10. The Magistrate’s Report and Recommendation filed August 2, 1985, recommending that attorneys’ fees and costs of $22,453.89 be paid to plaintiffs by the union was not clearly erroneous or contrary to law. None of the union’s three objections has merit, viz: (i) there has been adequate substantiation of the legal services rendered; (ii) the hourly rates are not excessive; and (iii) the charges submitted do not represent a duplication of services.
THEREFORE, IT IS HEREBY ORDERED:
1. The union is precluded from offering any evidence regarding a number of subjects which this court has determined were implicated, directly or by inference, by plaintiffs’ interrogatories 1-13, to which the union did not respond.
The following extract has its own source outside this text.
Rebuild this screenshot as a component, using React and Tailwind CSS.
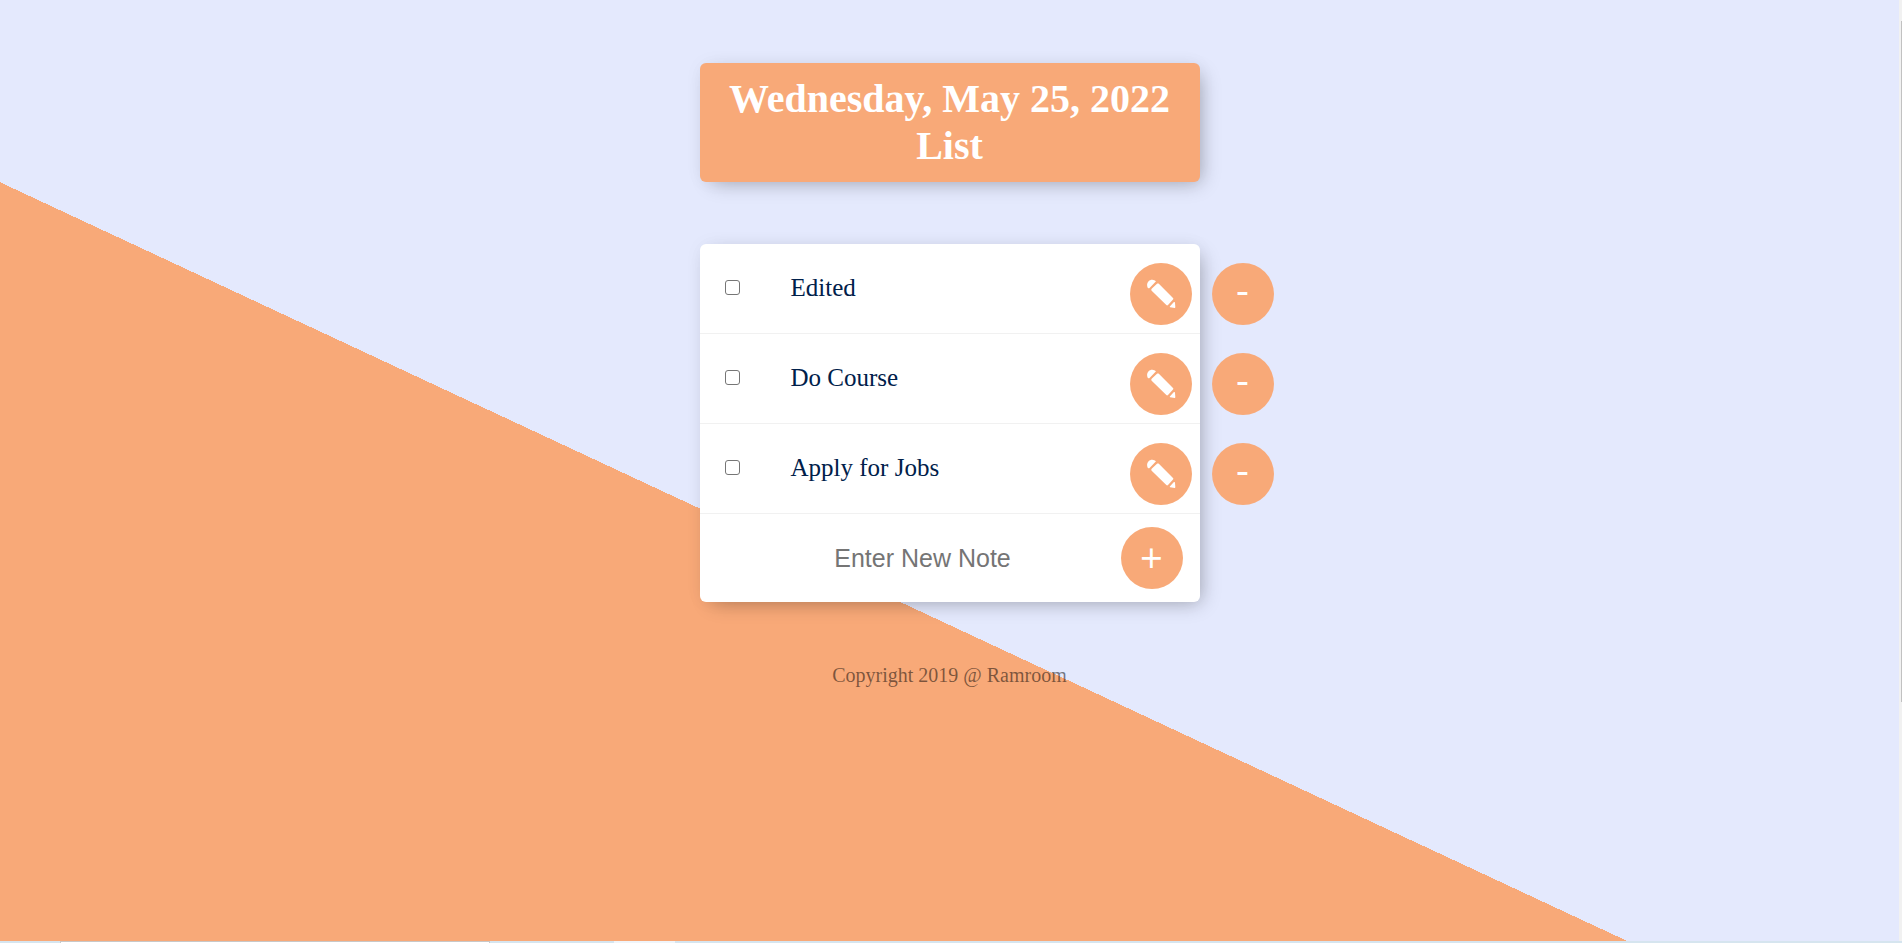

The legal issues possibly affected (but not decided or foreclosed) by this preclusion include, without limitation, plaintiffs’ allegations of secondary boycott; conspiracy to restrain trade, unfair trade practices and refusal to deal; scheme to defraud or extort; inducement to breach of contract and interference with prospective economic advantage; and infliction of emotional distress.
The union will not be permitted to offer any evidence (direct or in rebuttal, at trial or hearing on any motion, in any form, including oral testimony, affidavit or document), which relates to the following subjects:
(a) Conduct, if any, by union employees, representatives or members, including picketers (hereinafter collectively called “union actors”), at the three picketed C & W jobsites (the “Swain job,” the “Ketchum job,” and the “Atlas Furs/Aucoin job”) and also at the fourth jobsite (the “spec, job in Maui Meadows”), which conduct includes acts and communications by any union actor with C & W employees (including Cher and Walter Mungovan), employees of materials suppliers (“materialmen”), subcontractors, or any others having dealings with C & W (including delivery drivers) at the jobsites, and which conduct tended to induce others not to perform such services, or to perform them in some manner or place less convenient to C & W.
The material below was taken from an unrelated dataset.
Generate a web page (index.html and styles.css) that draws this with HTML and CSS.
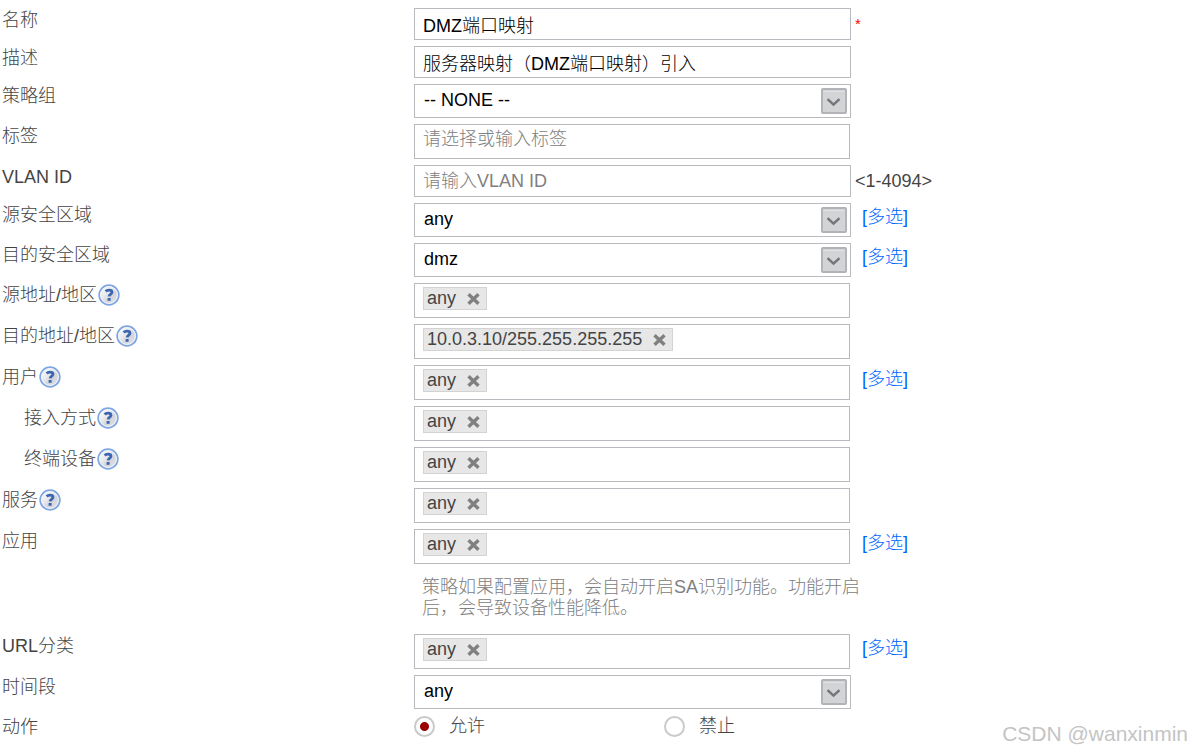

(b) Conduct, if any, by union actors away from the four C & W jobsites, including acts and communications with employees of C&W, materialmen, subcontractors, architects, property owners, governmen*394 tal authorities, or any others, which conduct tended to induce such persons to inconvenience or disadvantage C & W or make it more difficult or costly for C & W to obtain materials or services from suppliers or subcontractors or such other persons, either for existing C&W jobs or for future work.
(c) Communications by all defendants, if any, through the mails or by telephone or other media of interstate communication, tending to advance any attempt by defendant union to convince plaintiffs that wages and benefits provided by C & W were substandard. Similarly, all defendants’ communications tending to extort from plaintiffs a collective bargaining agreement. Similarly, all defendants’ acts and communications tending to punish plaintiffs for resisting a collective bargaining agreement, including without limitation acts tending to intimidate witnesses or suppress evidence.
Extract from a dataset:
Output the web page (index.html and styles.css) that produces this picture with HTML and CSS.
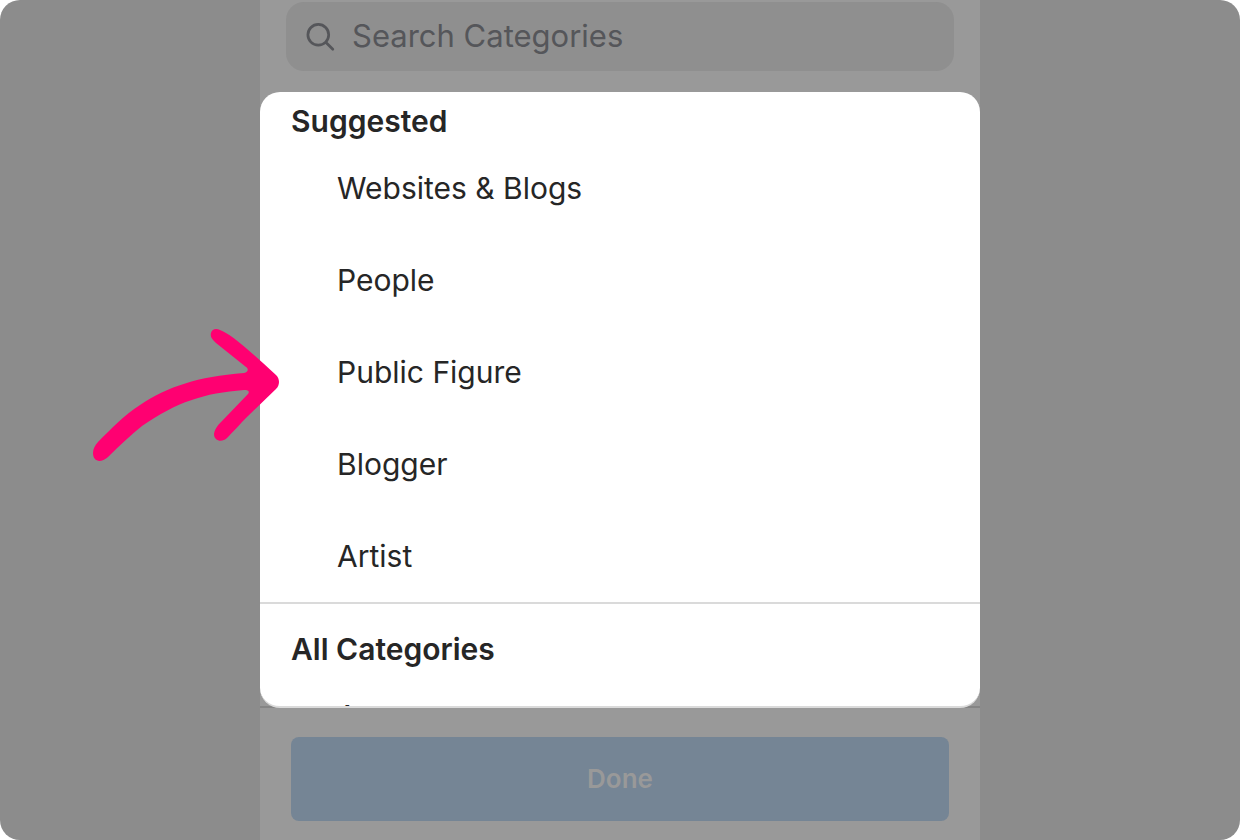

(d) The alleged impersonation of FBI agents and attempted kidnap of Walter Mungovan, by union actors, in May 1983.
(e) Acts or communications, if any, by mail or telephone from union actors to plaintiffs or other C&W employees, tending to injure either or both of the Mungovans in their emotional well-being, including but not limited to “hate” mail,' threatening telephone calls, damage to or theft of personal property, and any other alleged acts of intimidated by union actors.
2. Defendants Nishibayashi, Torres, and Suyat will not be permitted to testify (in any form, by affidavit or oral testimony at hearings or trial) as to any matter described- above in Item 1 of this Order.
Because of their repeated blanket assertion of the privilege throughout discovery, and the consequences described in Item 7 of the Conclusions of Law above, and because this Order is intended to “avoid mini-trials within the trial on the merits, the inability of said defendants to testify to a matter shall be presumed, unless it be shown that the matter as to which their testimony is sought falls outside the ambit of Item 1 of this Order.
3. The Magistrate’s Report and Recommendation filed August 2, 1985 is hereby approved. Defendant Union shall pay forthwith to plaintiffs, through their attorneys, the sum of $22,453.89.
4. Defendant TORRES’ motion for protective order is denied as moot.
5. Plaintiffs will be awarded further attorneys’ fees and costs, incurred since February 1985, relating to the instant motions. Plaintiffs’ attorney shall propose an amount of such fees and costs to defendant union’s counsel. If the union’s counsel do not agree to that amount, this court will convene a chambers conference to resolve the amount without need for further motions.